Economic growth: Indonesia's economy grew at a slower rate of 5.62 percent yoy (2.96 percent quarter to quarter, qtq) in 3Q13 or lower than the previous quarter at about 5.83 percent yoy. Looking at the quarterly profile, agriculture and its related sectors posted the highest growth of about 6.2 percent qoq sustained by favorable weather conditions. However, other sectors, such as construction and trade & restaurant, grew at a slower pace of around 3.4 percent and 1.5 percent (vs 4.1 percent and 4.4 percent) respectively. This declining growth was in line with the higher inflationary pressures lifting up the interest rates and reducing consumers' purchasing power.

Foreign reserves: Indonesia’s foreign exchange reserves climbed to nearly USD $97 billion in October 2013 - the highest level since June. It was equivalent to 5.5 months of import or 5.3 months of imports and servicing external debt. Stronger forex is expected to provide headroom for the Central Bank to manage the rupiah exchange rate fluctuation in the near term. During this year, the country’s forex reserves dropped to its lowest level in July, hovering about USD $92.67 billion. The declining trend of the forex reserves actually started at the beginning of this year when it dropped to USD $108.8 billion (vs USD $112.8 billion in December 2012).

Unemployment rate: In tandem with the lower economic growth in the third quarter of 2013, BPS also reported a higher unemployment rate, touching 6.25 percent in August 2013 compared to 6.14 percent in the same month last year. According to BPS, total unemployment stood at 7.4 million people in August. In terms of educational background, the highest unemployment rate came from vocational high school (11.2 percent) which is followed by senior high school (9.7 percent) versus 9.9 percent and 9.6 percent, respectively, a year before.

Car & motorcycle sales: Gaikindo reported slowing growth of Indonesia’s car sales in October 2013. Car sales reached about 112,038 units, or grew at a slower rate of about 4.9 percent yoy versus 13.5 percent growth in the previous month. Year to date, total car sales stand at 1.02 million units or up by 10.5 percent yoy. Higher interest rates coupled with the weaker rupiah has squeezed cars’ demand. On the other hand, motorcycle sales in the domestic market booked a sound growth of 13.9 percent yoy to 714,264 vehicles, contributing a stronger year-to-date sales of 6.5 million units (vs 5.9 million in the same period of 2012).
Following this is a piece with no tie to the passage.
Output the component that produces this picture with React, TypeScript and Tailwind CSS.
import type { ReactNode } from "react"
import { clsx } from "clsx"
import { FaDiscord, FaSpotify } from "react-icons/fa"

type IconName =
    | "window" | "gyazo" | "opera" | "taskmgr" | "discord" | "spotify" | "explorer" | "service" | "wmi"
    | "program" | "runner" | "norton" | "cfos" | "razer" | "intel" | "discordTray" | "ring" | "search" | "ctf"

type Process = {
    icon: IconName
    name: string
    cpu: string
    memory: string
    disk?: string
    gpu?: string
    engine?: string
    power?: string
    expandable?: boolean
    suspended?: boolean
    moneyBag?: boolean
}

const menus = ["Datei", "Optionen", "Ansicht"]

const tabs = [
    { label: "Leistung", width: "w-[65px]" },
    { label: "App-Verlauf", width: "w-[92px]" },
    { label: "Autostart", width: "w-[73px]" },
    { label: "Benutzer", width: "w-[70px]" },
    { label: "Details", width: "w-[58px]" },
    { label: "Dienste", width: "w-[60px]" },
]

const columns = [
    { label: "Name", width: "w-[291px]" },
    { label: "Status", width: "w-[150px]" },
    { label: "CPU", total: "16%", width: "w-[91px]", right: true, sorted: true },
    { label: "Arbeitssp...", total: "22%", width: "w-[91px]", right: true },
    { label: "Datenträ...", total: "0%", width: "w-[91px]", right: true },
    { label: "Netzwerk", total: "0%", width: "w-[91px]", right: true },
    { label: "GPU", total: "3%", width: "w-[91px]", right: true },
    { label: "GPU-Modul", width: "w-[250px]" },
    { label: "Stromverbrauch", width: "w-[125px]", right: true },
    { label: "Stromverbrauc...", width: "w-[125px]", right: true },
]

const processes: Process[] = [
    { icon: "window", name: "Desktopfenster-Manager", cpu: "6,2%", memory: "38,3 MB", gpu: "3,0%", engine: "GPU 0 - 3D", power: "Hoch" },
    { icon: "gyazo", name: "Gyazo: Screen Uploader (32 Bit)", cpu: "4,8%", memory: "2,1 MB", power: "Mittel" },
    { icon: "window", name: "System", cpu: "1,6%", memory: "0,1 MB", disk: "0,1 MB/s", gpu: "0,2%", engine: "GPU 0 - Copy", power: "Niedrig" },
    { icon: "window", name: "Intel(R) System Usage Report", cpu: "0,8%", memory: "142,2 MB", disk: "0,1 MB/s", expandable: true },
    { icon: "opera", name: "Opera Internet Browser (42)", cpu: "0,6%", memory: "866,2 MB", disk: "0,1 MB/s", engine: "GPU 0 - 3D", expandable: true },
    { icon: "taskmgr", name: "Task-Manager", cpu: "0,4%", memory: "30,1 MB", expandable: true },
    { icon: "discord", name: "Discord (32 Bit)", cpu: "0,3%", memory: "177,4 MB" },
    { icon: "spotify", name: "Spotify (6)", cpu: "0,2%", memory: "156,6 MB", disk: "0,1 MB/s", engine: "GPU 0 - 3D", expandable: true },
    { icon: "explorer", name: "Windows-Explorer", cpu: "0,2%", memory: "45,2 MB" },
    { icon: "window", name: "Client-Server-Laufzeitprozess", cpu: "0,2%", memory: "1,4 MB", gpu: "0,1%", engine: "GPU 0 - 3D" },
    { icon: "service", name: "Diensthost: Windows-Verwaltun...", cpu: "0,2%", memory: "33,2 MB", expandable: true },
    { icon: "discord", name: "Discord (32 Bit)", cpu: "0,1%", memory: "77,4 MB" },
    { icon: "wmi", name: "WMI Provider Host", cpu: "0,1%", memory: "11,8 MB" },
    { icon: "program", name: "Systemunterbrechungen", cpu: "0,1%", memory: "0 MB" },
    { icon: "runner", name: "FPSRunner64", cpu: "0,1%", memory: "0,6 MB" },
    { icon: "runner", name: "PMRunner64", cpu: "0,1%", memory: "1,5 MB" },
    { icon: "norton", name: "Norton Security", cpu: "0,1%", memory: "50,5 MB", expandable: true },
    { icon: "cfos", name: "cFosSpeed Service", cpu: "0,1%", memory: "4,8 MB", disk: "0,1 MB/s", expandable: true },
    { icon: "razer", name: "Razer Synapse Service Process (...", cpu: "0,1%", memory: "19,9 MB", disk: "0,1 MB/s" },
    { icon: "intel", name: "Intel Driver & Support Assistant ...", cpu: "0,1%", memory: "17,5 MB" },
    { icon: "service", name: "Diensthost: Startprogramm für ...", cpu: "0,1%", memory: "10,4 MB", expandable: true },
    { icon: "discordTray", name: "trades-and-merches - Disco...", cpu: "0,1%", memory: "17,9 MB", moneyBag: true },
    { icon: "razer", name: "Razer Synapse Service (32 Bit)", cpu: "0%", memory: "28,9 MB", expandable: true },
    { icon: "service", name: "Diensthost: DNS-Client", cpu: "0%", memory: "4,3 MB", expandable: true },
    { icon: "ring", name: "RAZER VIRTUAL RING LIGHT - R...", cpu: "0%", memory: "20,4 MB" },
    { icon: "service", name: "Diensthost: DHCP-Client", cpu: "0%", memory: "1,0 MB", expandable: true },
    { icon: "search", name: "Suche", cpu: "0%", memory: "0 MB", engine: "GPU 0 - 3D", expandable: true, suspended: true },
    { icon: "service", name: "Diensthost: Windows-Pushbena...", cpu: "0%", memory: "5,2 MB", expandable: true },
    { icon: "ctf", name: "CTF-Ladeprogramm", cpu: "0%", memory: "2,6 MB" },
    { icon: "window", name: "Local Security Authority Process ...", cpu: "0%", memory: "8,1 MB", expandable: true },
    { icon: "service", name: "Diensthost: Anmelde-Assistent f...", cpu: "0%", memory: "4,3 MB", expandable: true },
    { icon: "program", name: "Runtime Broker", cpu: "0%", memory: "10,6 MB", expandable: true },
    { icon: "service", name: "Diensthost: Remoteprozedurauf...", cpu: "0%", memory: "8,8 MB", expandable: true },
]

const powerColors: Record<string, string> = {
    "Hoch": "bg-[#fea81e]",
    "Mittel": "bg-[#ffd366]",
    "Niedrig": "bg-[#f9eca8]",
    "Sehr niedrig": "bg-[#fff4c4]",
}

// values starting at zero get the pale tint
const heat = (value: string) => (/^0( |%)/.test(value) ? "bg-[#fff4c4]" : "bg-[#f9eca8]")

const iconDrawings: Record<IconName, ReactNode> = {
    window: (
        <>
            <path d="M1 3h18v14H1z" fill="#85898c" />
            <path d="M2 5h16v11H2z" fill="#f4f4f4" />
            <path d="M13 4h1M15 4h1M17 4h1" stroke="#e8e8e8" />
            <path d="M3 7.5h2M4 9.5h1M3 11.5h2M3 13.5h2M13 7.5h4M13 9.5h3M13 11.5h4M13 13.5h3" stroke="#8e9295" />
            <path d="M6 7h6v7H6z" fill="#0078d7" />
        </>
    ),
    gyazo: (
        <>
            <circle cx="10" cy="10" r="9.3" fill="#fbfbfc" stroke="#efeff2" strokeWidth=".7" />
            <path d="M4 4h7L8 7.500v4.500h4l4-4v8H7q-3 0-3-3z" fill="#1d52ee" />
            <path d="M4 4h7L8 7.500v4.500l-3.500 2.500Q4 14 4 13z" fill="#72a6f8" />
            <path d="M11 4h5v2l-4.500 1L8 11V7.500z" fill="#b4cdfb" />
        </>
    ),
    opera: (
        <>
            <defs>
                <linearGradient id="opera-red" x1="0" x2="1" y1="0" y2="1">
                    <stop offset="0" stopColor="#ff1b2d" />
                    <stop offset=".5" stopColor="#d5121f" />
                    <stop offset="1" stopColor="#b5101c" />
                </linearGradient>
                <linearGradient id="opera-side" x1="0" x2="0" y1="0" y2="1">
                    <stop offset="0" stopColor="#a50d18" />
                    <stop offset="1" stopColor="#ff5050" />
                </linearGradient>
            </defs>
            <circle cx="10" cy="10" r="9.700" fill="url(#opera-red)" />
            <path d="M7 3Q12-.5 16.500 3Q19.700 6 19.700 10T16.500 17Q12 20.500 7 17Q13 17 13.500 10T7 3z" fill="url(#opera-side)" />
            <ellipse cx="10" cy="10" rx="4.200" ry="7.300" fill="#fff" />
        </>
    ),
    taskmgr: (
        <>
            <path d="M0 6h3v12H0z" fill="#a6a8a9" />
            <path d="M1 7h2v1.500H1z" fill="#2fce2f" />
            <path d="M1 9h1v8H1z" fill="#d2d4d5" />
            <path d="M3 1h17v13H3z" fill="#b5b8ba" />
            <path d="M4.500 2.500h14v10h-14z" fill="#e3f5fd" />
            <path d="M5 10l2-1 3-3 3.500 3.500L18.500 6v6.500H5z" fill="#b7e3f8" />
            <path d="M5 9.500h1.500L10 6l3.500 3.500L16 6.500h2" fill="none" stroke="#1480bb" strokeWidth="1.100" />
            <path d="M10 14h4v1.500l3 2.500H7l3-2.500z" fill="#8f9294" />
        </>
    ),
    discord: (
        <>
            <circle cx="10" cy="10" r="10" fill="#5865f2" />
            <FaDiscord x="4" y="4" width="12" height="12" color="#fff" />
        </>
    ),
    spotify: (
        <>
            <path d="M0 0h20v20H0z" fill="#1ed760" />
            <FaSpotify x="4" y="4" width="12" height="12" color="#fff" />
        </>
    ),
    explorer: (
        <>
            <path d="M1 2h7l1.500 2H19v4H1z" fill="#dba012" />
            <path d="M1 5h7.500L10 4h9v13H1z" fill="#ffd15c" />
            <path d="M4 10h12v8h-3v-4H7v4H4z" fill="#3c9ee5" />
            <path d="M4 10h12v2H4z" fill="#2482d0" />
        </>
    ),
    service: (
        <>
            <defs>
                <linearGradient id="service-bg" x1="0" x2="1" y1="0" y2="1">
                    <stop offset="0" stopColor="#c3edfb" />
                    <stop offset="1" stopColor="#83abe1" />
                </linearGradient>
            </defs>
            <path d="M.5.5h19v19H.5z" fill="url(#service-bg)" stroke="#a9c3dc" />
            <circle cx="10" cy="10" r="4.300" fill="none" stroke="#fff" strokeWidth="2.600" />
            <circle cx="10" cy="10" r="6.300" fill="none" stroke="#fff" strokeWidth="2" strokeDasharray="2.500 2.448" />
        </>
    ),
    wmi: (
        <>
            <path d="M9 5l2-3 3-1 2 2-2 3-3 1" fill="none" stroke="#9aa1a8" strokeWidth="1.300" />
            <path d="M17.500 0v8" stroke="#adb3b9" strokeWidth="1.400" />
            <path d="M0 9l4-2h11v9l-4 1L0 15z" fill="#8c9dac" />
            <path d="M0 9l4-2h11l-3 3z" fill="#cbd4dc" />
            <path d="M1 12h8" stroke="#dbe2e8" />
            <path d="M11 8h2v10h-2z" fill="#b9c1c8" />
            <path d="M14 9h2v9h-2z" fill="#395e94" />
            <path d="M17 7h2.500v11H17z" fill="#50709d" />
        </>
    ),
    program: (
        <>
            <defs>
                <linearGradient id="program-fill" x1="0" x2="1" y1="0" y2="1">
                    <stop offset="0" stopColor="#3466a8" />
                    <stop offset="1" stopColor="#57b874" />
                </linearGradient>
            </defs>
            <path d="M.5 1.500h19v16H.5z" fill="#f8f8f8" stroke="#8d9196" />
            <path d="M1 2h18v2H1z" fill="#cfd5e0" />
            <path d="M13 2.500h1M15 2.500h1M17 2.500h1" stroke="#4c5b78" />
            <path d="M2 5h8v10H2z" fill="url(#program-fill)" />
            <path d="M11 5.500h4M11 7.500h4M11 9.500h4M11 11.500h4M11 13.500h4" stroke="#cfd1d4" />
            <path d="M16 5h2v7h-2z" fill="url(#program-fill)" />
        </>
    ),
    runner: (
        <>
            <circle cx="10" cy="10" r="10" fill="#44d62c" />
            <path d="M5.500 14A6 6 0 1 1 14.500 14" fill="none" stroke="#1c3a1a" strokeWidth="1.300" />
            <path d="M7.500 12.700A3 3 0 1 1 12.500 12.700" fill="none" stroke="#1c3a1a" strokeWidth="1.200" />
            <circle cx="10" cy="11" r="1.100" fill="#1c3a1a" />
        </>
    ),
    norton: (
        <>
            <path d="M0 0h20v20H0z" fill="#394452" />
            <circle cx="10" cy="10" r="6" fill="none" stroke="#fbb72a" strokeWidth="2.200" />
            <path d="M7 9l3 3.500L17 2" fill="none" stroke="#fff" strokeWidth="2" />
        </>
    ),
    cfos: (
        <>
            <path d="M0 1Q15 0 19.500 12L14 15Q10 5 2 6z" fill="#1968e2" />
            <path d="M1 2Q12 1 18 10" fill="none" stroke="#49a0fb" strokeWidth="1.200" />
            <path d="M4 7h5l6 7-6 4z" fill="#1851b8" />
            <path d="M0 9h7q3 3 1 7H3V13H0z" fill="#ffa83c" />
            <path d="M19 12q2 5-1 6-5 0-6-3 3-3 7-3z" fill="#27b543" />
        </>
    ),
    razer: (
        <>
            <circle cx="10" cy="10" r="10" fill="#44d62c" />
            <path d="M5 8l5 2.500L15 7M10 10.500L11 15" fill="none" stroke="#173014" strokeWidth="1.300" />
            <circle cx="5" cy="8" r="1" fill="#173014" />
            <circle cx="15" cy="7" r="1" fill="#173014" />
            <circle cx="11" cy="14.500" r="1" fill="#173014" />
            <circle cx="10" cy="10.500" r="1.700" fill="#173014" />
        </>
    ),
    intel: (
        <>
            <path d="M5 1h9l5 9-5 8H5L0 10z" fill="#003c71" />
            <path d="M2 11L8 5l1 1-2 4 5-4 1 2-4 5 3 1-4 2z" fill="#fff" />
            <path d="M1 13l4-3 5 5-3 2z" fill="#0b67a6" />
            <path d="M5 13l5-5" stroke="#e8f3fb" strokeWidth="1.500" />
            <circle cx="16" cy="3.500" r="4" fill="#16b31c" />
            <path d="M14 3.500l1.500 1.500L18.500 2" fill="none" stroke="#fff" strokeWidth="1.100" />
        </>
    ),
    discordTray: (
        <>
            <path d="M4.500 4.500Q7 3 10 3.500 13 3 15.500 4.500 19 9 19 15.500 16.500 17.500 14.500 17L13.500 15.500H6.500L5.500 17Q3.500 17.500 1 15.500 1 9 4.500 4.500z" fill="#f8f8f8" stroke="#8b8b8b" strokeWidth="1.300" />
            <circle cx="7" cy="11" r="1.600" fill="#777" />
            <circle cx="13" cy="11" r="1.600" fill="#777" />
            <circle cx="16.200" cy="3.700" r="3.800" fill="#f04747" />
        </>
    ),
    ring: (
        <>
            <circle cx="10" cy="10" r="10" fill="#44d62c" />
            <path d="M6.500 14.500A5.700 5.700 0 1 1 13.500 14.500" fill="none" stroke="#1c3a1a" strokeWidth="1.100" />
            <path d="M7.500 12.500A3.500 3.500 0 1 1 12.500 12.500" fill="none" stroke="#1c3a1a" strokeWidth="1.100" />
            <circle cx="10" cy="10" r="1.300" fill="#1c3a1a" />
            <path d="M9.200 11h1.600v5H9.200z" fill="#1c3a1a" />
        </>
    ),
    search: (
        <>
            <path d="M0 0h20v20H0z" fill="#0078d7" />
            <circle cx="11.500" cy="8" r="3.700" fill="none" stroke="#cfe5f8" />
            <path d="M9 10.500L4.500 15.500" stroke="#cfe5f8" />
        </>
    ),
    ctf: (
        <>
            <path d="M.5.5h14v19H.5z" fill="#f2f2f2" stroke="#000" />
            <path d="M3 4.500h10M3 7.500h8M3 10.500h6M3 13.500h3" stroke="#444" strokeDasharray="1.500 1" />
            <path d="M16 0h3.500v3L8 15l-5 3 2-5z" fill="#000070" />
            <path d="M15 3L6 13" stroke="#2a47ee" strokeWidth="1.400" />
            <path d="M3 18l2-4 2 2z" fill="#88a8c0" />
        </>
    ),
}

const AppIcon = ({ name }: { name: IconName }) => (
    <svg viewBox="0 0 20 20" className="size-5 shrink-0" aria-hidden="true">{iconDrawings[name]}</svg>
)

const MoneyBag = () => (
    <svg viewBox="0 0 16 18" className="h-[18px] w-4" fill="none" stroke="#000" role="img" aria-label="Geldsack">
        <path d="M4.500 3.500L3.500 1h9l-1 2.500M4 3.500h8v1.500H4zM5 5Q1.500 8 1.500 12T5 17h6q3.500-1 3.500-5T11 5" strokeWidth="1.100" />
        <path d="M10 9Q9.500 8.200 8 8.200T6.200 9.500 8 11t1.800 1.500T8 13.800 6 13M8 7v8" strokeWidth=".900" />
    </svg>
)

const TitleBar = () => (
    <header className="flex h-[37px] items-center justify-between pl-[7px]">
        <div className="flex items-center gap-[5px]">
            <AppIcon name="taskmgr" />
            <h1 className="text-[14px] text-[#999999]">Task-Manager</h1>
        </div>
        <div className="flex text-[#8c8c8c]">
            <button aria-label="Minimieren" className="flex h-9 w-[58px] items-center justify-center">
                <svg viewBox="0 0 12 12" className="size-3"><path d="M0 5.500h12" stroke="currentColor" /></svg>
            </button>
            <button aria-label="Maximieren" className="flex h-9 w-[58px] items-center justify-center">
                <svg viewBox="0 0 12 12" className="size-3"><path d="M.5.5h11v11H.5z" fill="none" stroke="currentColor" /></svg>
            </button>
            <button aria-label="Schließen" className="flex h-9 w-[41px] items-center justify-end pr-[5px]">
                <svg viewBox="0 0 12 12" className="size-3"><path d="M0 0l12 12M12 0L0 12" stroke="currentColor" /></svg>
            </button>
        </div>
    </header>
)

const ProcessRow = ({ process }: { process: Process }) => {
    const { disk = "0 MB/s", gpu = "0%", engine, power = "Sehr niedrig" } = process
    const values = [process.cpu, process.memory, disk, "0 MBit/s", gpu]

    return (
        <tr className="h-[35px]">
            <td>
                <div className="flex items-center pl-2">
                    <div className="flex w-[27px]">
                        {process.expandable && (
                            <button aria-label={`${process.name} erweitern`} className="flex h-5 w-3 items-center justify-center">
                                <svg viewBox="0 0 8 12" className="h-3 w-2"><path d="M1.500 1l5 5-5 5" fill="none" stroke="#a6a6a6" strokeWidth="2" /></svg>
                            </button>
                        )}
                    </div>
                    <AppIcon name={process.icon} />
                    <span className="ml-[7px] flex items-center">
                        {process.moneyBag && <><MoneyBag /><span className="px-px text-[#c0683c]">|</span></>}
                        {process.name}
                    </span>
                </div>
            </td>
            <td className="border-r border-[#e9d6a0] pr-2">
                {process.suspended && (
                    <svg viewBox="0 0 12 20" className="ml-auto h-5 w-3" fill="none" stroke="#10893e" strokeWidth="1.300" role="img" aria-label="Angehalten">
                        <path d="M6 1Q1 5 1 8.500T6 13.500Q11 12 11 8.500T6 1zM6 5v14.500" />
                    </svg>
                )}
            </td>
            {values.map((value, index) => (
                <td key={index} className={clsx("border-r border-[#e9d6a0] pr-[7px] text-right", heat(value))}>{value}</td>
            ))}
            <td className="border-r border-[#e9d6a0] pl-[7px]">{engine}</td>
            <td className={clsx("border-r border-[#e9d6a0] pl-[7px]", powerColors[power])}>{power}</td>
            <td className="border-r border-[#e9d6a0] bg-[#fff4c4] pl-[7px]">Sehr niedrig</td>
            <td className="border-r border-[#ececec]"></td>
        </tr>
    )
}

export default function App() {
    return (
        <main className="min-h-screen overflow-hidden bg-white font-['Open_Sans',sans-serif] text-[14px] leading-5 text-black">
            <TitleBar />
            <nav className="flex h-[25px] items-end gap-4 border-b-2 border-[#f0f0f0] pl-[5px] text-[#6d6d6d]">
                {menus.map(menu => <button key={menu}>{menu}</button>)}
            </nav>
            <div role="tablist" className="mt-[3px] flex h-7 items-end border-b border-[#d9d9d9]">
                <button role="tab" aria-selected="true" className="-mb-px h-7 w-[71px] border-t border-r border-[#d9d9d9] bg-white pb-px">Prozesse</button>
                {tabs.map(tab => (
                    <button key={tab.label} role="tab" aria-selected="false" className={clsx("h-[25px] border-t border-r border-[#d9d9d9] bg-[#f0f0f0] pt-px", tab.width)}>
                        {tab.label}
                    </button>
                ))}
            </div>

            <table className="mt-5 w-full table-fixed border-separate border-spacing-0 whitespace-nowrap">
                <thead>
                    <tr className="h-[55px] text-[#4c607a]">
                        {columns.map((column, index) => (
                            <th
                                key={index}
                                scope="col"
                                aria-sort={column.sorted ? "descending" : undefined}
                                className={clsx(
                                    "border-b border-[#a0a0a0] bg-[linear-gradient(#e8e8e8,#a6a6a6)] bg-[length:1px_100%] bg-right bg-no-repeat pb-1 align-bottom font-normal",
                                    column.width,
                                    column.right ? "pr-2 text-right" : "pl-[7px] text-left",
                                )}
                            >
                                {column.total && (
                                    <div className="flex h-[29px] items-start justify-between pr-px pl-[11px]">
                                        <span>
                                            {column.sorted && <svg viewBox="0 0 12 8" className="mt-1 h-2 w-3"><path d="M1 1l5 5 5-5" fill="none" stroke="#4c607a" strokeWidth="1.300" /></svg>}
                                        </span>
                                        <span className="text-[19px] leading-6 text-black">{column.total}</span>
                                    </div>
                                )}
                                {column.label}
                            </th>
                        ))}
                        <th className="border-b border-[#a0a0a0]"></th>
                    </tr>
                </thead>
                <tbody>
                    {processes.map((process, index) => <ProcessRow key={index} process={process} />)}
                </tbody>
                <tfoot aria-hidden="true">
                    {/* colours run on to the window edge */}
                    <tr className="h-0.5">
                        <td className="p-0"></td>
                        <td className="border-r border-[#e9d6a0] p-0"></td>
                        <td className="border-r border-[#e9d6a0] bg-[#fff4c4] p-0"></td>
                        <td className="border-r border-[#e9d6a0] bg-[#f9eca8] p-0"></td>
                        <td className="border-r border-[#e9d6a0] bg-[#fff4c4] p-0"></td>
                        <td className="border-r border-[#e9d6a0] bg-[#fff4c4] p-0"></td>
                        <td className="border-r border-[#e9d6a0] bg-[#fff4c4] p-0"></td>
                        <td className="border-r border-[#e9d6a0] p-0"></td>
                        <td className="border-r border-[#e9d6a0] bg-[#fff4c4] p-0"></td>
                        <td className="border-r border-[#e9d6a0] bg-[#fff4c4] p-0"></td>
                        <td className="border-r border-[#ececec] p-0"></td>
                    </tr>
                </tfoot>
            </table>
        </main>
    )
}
Jakarta Composite Index: The JCI closed at a weaker level of 4,256.44 on the last trading day of November versus 4,510.63 a month before. This decline indicates a capital outflow on the stock market due to global sentiments, such as a downgrade of France’s sovereign rating, OECD’s action to cut the world’s GDP growth forecast as well as market concern over the tapering off issue in the US. Domestically, the Central Bank’s decision to raise the BI rate by another 25bps to 7.50 percent coupled with the weaker rupiah also contributed to the weak performance.

BI rate: Amidst increasing inflationary pressures, the Central Bank decided to raise the BI rate by 25bps to 7.50 percent in November. This decision reflected BI’s tight monetary policy in order to manage inflation as well as to help resolve the current account deficit problem. The current trade surplus in October was in line with BI’s expectation with the implementation of its tight monetary policy. Thus, in the upcoming governors’ meeting, the BI rate is expected to be left unchanged at 7.50 percent.

Rupiah: At the end of November, the rupiah depreciated significantly to around IDR 11,977 per US dollar (vs IDR 11,234 at the end of October). The market had concerns over the tapering off policy in the US following the better economic indicators, such as pending home sales, unemployment claims, retail sales as well as the PMI manufacturing index. Additionally, a current account deficit standing at USD $8.4 billion further pressured the rupiah. Another factor of the weaker rupiah was the high demand of US dollar to pay forex loans heading to the year-end. As of 3Q13, total outstanding private external debt was USD $136.6 billion or higher than USD $123.0 billion in 3Q12.